- [Exercise description]: Collect all the lines that mention the word "with".

─── Data provided

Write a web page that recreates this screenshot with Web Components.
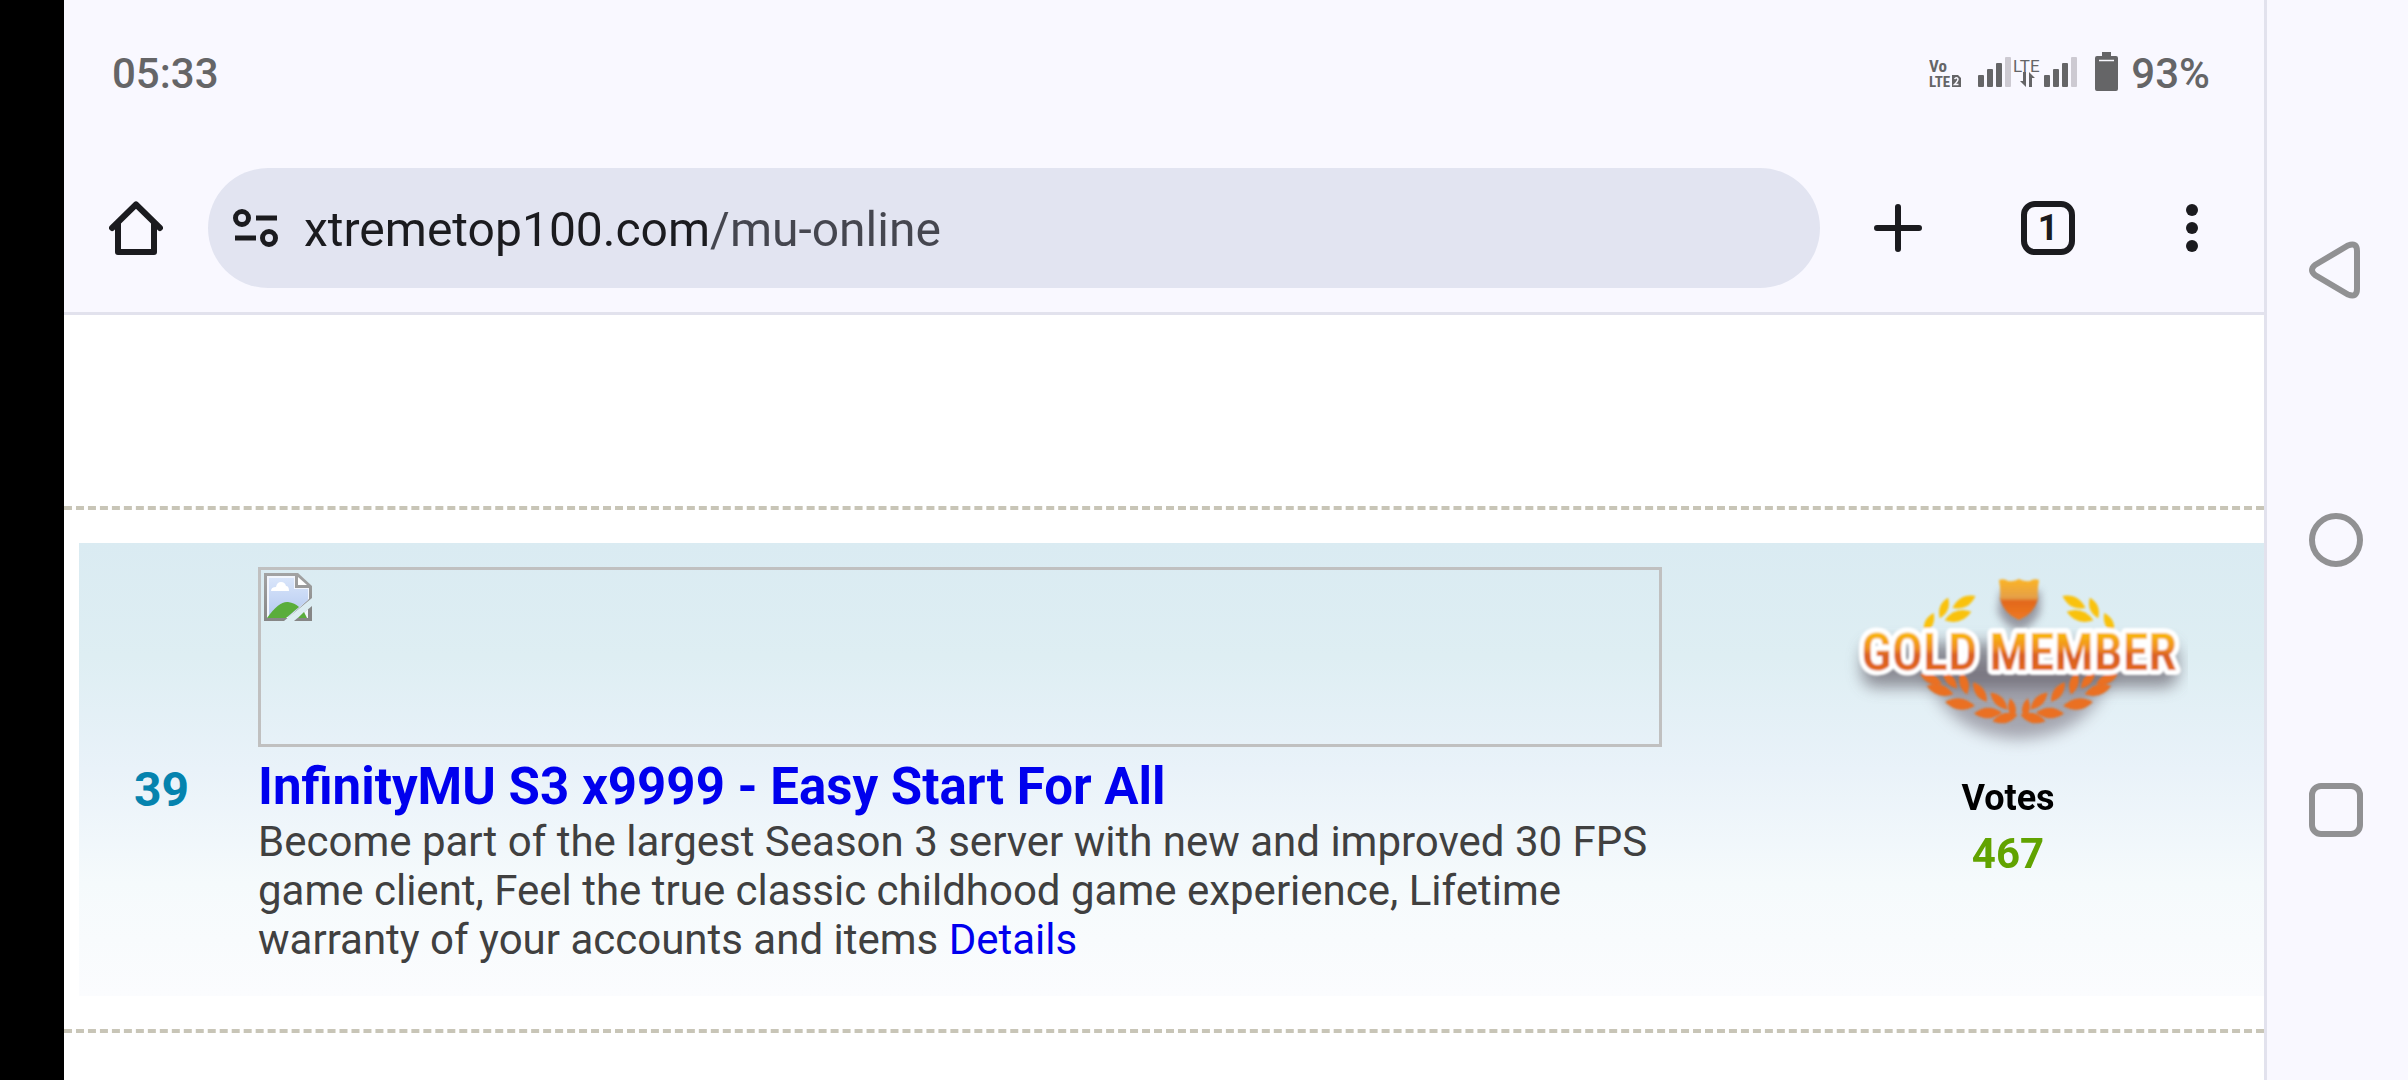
<!DOCTYPE html>
<html lang="en">
<head>
<meta charset="utf-8">
<meta name="viewport" content="width=device-width, initial-scale=1">
<title>xtremetop100.com/mu-online</title>
<style>
  html, body { margin: 0; height: 100%; }
  body { font-family: Roboto, sans-serif; background: #000; }
</style>
</head>
<body>

<phone-screen>
  <status-bar slot="status" time="05:33" battery="93%"></status-bar>
  <browser-toolbar slot="toolbar" url="xtremetop100.com/mu-online" tabs="1"></browser-toolbar>
  <server-list>
    <server-entry rank="39" votes="467">
      <a slot="title" href="#infinitymu">InfinityMU S3 x9999 - Easy Start For All</a>
      Become part of the largest Season 3 server with new and improved 30 FPS game client, Feel the true classic childhood game experience, Lifetime warranty of your accounts and items
      <a href="#details">Details</a>
      <gold-badge slot="badge"></gold-badge>
    </server-entry>
  </server-list>
  <system-nav slot="nav"></system-nav>
</phone-screen>

<script>
'use strict';

/* Screen frame: camera cut-out strip, browser window, system buttons */
class PhoneScreen extends HTMLElement {
  connectedCallback() {
    this.attachShadow({ mode: 'open' }).innerHTML = `
      <style>
        :host {
          display: grid; grid-template-columns: 64px minmax(0, 1fr) 144px;
          min-height: 100vh; background: #000;
        }
        main {
          grid-column: 2; background: #fff;
          display: flex; flex-direction: column;
        }
      </style>
      <main>
        <slot name="status"></slot>
        <slot name="toolbar"></slot>
        <slot></slot>
      </main>
      <slot name="nav"></slot>
    `;
  }
}

class StatusBar extends HTMLElement {
  connectedCallback() {
    this.attachShadow({ mode: 'open' }).innerHTML = `
      <style>
        :host {
          display: flex; align-items: center; justify-content: space-between;
          height: 144px; box-sizing: border-box; padding: 0 54px 0 48px;
          background: #f9f8ff; color: #656567;
          font-size: 42px; line-height: 50px;
        }
        .text { padding-top: 4px; font-weight: 500; }
        .right { display: flex; align-items: center; gap: 12px; }
        svg { display: block; }
      </style>
      <span class="text">${this.getAttribute('time')}</span>
      <span class="right">
        <svg width="190" height="40" viewBox="0 0 190 40" fill="#656567">
          <g font-family="'Roboto Condensed', 'Liberation Sans', sans-serif" font-weight="700">
            <text x="0" y="20" font-size="17">Vo</text>
            <text x="0" y="35" font-size="15">LTE</text>
          </g>
          <path d="M23 23h6l3 3v9h-9z"/>
          <path d="M25.500 27q2.500-2.500 3.500 0q0 2-3.500 5.500h4" fill="none" stroke="#f9f8ff" stroke-width="1.500"/>
          <g id="bars">
            <rect x="49" y="23" width="6" height="12" rx="1"/>
            <rect x="58" y="17" width="6" height="18" rx="1"/>
            <rect x="67" y="11" width="6" height="24" rx="1"/>
            <rect x="76" y="5" width="6" height="30" rx="1" fill="#cdcad2"/>
          </g>
          <text x="84" y="20" font-size="17">LTE</text>
          <path d="M94 20h3v15l-6-6h3zM100 35v-15l6 6h-3v9z"/>
          <use href="#bars" x="66"/>
          <path d="M173 0h9v4h5q2 0 2 2v31q0 2-2 2h-19q-2 0-2-2V6q0-2 2-2h5z"/>
          <path d="M170 8.500h15" stroke="#f9f8ff" stroke-width="1.500"/>
        </svg>
        <span class="text">${this.getAttribute('battery')}</span>
      </span>
    `;
  }
}

class BrowserToolbar extends HTMLElement {
  connectedCallback() {
    this.attachShadow({ mode: 'open' }).innerHTML = `
      <style>
        :host {
          display: flex; align-items: center;
          height: 168px; background: #f9f8ff; color: #1b1b1f;
          border-bottom: 3px solid #e2e2ed;
        }
        button {
          flex: none; width: 144px; height: 144px; padding: 0; border: 0;
          display: grid; place-items: center;
          background: none; color: inherit; font: inherit; cursor: pointer;
        }
        svg { display: block; fill: none; stroke: currentColor; }
        .omnibox {
          flex: 1; min-width: 0; height: 120px; border-radius: 60px;
          display: flex; align-items: center;
          background: #e2e4f1;
        }
        .omnibox button { width: 96px; height: 96px; }
        input {
          flex: 1; min-width: 0; height: 72px; padding: 2px 0 0; border: 0; outline: 0;
          font: 48px Roboto, sans-serif; color: #1b1b1f;
          /* host name dark, path lighter */
          background: linear-gradient(90deg, #1b1b1f 404px, #45464f 404px);
          -webkit-background-clip: text; background-clip: text;
          -webkit-text-fill-color: transparent;
        }
        .new { margin-inline: 6px; }
        .count {
          width: 54px; height: 54px; box-sizing: border-box;
          border: 6px solid currentColor; border-radius: 14px;
          font-size: 36px; line-height: 42px; font-weight: 700; text-align: center;
        }
      </style>
      <button type="button" aria-label="Home">
        <svg width="54" height="54" viewBox="0 0 54 54" stroke-width="6" stroke-linecap="round" stroke-linejoin="round">
          <path d="M3 27L27 3.500L51 27M9 22V51H45V22"/>
        </svg>
      </button>
      <div class="omnibox">
        <button type="button" aria-label="Site information">
          <svg width="46" height="38" viewBox="0 0 46 38" stroke-width="5">
            <circle cx="9" cy="9" r="6.500"/><path d="M23 9h21M2 29h21"/><circle cx="36" cy="29" r="6.500"/>
          </svg>
        </button>
        <input type="text" aria-label="Address" spellcheck="false" value="${this.getAttribute('url')}">
      </div>
      <button type="button" class="new" aria-label="New tab">
        <svg width="48" height="48" viewBox="0 0 48 48" stroke-width="6" stroke-linecap="round">
          <path d="M24 3v42M3 24h42"/>
        </svg>
      </button>
      <button type="button" aria-label="Switch tabs"><span class="count">${this.getAttribute('tabs')}</span></button>
      <button type="button" aria-label="More options">
        <svg width="12" height="48" viewBox="0 0 12 48" style="fill: currentColor; stroke: none">
          <circle cx="6" cy="6" r="6"/><circle cx="6" cy="24" r="6"/><circle cx="6" cy="42" r="6"/>
        </svg>
      </button>
    `;
  }
}

class SystemNav extends HTMLElement {
  connectedCallback() {
    this.attachShadow({ mode: 'open' }).innerHTML = `
      <style>
        :host {
          grid-column: 3; box-sizing: border-box; padding: 12.5vh 3px 12.5vh 0;
          display: flex; flex-direction: column;
          background: #f9f8ff; border-left: 3px solid #e2e2ed;
        }
        button {
          flex: 1; padding: 0; border: 0; background: none; cursor: pointer;
          display: grid; place-items: center;
        }
        svg { display: block; fill: none; stroke: #919193; stroke-width: 6px; }
      </style>
      <button type="button" aria-label="Back">
        <svg width="54" height="58" viewBox="0 0 54 58">
          <path d="M6 24L39 4.500Q48 1 48 10V48Q48 57 39 53.500L6 34Q0 29 6 24Z"/>
        </svg>
      </button>
      <button type="button" aria-label="Home">
        <svg width="54" height="54" viewBox="0 0 54 54"><circle cx="27" cy="27" r="24"/></svg>
      </button>
      <button type="button" aria-label="Recent apps">
        <svg width="54" height="54" viewBox="0 0 54 54"><rect x="3" y="3" width="48" height="48" rx="9"/></svg>
      </button>
    `;
  }
}

class ServerList extends HTMLElement {
  connectedCallback() {
    this.attachShadow({ mode: 'open' }).innerHTML = `
      <style>
        :host { display: block; padding-top: 191px; }
        section { border-bottom: 4px dashed #c8c5b7; }
      </style>
      <section><slot></slot></section>
    `;
  }
}

class ServerEntry extends HTMLElement {
  connectedCallback() {
    this.attachShadow({ mode: 'open' }).innerHTML = `
      <style>
        :host {
          display: block; padding: 33px 0 33px 15px;
          border-top: 4px dashed #c8c5b7;
        }
        article {
          display: grid; grid-template-columns: 179px minmax(0, 1fr) 602px;
          padding: 24px 0 32px;
          background: linear-gradient(#daebf2, #deeef3 25%, #e9f2f9 50%, #f5fafc 75%, #fbfcfe);
        }
        .rank {
          align-self: center; padding: 48px 14px 0 0; text-align: center;
          font-size: 48px; line-height: 56px; font-weight: 700; color: #0583ae;
        }
        .banner {
          display: block; height: 180px; box-sizing: border-box;
          padding: 3px; border: 3px solid #c0c0c0;
        }
        .banner svg { display: block; }
        h2 { margin: 10px 0 0; font-size: 51px; line-height: 60px; font-weight: 700; }
        p { margin: 0; font-size: 42px; line-height: 49px; color: #404040; }
        ::slotted(a) { color: #0000ee; text-decoration: none; }
        .votes { padding-left: 90px; text-align: center; }
        .label { margin-top: 20px; font-size: 36px; line-height: 42px; font-weight: 700; color: #000; }
        .total { margin-top: 10px; font-size: 42px; line-height: 49px; font-weight: 700; color: #61a300; }
      </style>
      <article>
        <div class="rank">${this.getAttribute('rank')}</div>
        <div>
          <a class="banner" href="#banner" aria-label="Banner">
            <svg width="48" height="48" viewBox="0 0 48 48">
              <defs>
                <linearGradient id="sky" x2="0" y2="1"><stop stop-color="#d9e5fa"/><stop offset="1" stop-color="#b5caf0"/></linearGradient>
                <linearGradient id="edge" x2="0" y2="1"><stop stop-color="#a3a3a3"/><stop offset="1" stop-color="#868686"/></linearGradient>
              </defs>
              <path d="M0 0H34L48 13V25L20 48H0Z" fill="url(#edge)"/>
              <path d="M3 3H31V15H45V26L24 45H3Z" fill="#f3f6fd"/>
              <path d="M5 5H30V16H44V27L24 44H5Z" fill="url(#sky)"/>
              <path d="M34 4V12H43Z" fill="#fff"/>
              <path d="M7 18q0-4 5-4q1-5 5-5q4 0 5 4q3 0 3 5z" fill="#fff"/>
              <path d="M3 45Q15 28 24 29Q31 30 35 34L22 45Z" fill="#5aad3b"/>
              <path d="M30 48L48 33V48Z" fill="#868686"/>
              <path d="M34 45L44 36V45Z" fill="#f3f6fd"/>
              <path d="M34 45L40 39L43 45Z" fill="#5aad3b"/>
            </svg>
          </a>
          <h2><slot name="title"></slot></h2>
          <p><slot></slot></p>
        </div>
        <div class="votes">
          <slot name="badge"></slot>
          <div class="label">Votes</div>
          <div class="total">${this.getAttribute('votes')}</div>
        </div>
      </article>
    `;
  }
}

/* Laurel leaves of the left half: x, y, angle, half length */
const TOP_LEAVES = [[116, 41, -68, 11], [136, 35, -28, 13], [130, 49, -18, 14], [101, 56, -65, 11]];
const LOW_LEAVES = [
  [103, 112, 25, 12], [112, 123, 18, 14], [136, 116, 75, 12], [122, 113, 50, 11],
  [132, 137, 8, 15], [152, 125, 55, 12], [160, 146, -2, 14],
  [171, 134, 45, 12], [177, 151, -15, 13], [184, 141, 80, 10],
];

class GoldBadge extends HTMLElement {
  connectedCallback() {
    const label = 'x="191" y="103" text-anchor="middle" font-size="52"';
    this.attachShadow({ mode: 'open' }).innerHTML = `
      <style>
        :host { display: block; height: 190px; }
        svg { display: block; margin: 0 auto; }
        text { font-family: 'Roboto Condensed', 'Liberation Sans', sans-serif; font-weight: 600; }
      </style>
      <svg width="360" height="190" viewBox="0 0 360 190">
        <defs>
          <linearGradient id="gold" gradientUnits="userSpaceOnUse" x1="0" y1="62" x2="0" y2="106">
            <stop stop-color="#fcc400"/><stop offset=".45" stop-color="#ef8d25"/>
            <stop offset=".6" stop-color="#d95f20"/><stop offset="1" stop-color="#e4691f"/>
          </linearGradient>
          <linearGradient id="shield" x2="0" y2="1">
            <stop stop-color="#fcb424"/><stop offset=".45" stop-color="#e5a048"/>
            <stop offset=".55" stop-color="#e2681c"/><stop offset="1" stop-color="#ee7a22"/>
          </linearGradient>
          <filter id="soft" x="-20%" y="-50%" width="140%" height="200%"><feGaussianBlur stdDeviation="8"/></filter>
          <filter id="near" x="-20%" y="-50%" width="140%" height="200%"><feGaussianBlur stdDeviation="4"/></filter>
          <filter id="smooth"><feGaussianBlur stdDeviation="1"/></filter>
        </defs>
        <path d="M98 100Q115 168 191 172Q267 168 284 100Z" fill="#6f6874" opacity=".55" filter="url(#soft)"/>
        <path d="M173 24H212V45Q203 62 191 63Q179 62 170 45Z" fill="#67606d" opacity=".6" filter="url(#near)"/>
        <rect x="34" y="76" width="316" height="44" rx="14" fill="#5f5863" opacity=".65" filter="url(#soft)"/>
        <g filter="url(#smooth)">
          <g fill="#f9c20e">${this._leaves(TOP_LEAVES)}</g>
          <g fill="#ea6f20">${this._leaves(LOW_LEAVES)}</g>
          <path d="M171 13Q176 11 180 14Q185 15 191 12Q197 15 202 14Q206 11 211 13Q209 24 210 32Q206 47 191 53Q176 47 172 32Q173 24 171 13Z" fill="url(#shield)"/>
          <text ${label} fill="#fff" stroke="#fff" stroke-width="10" stroke-linejoin="round" aria-hidden="true">GOLD MEMBER</text>
          <text ${label} fill="url(#gold)">GOLD MEMBER</text>
        </g>
      </svg>
    `;
  }

  _leaves(list) {
    const half = list.map(([x, y, angle, s]) =>
      `<path transform="translate(${x} ${y}) rotate(${angle})" d="M${-s} 0Q0 ${-s * 0.75} ${s} 0Q0 ${s * 0.75} ${-s} 0Z"/>`
    ).join('');
    return `<g>${half}</g><g transform="translate(382 0) scale(-1 1)">${half}</g>`;
  }
}

customElements.define('phone-screen', PhoneScreen);
customElements.define('status-bar', StatusBar);
customElements.define('browser-toolbar', BrowserToolbar);
customElements.define('system-nav', SystemNav);
customElements.define('server-list', ServerList);
customElements.define('server-entry', ServerEntry);
customElements.define('gold-badge', GoldBadge);
</script>
</body>
</html>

──────

- [Expected output]:
Write a web page that recreates this screenshot with Web Components.
      Become part of the largest Season 3 server with new and improved 30 FPS game client, Feel the true classic childhood game experience, Lifetime warranty of your accounts and items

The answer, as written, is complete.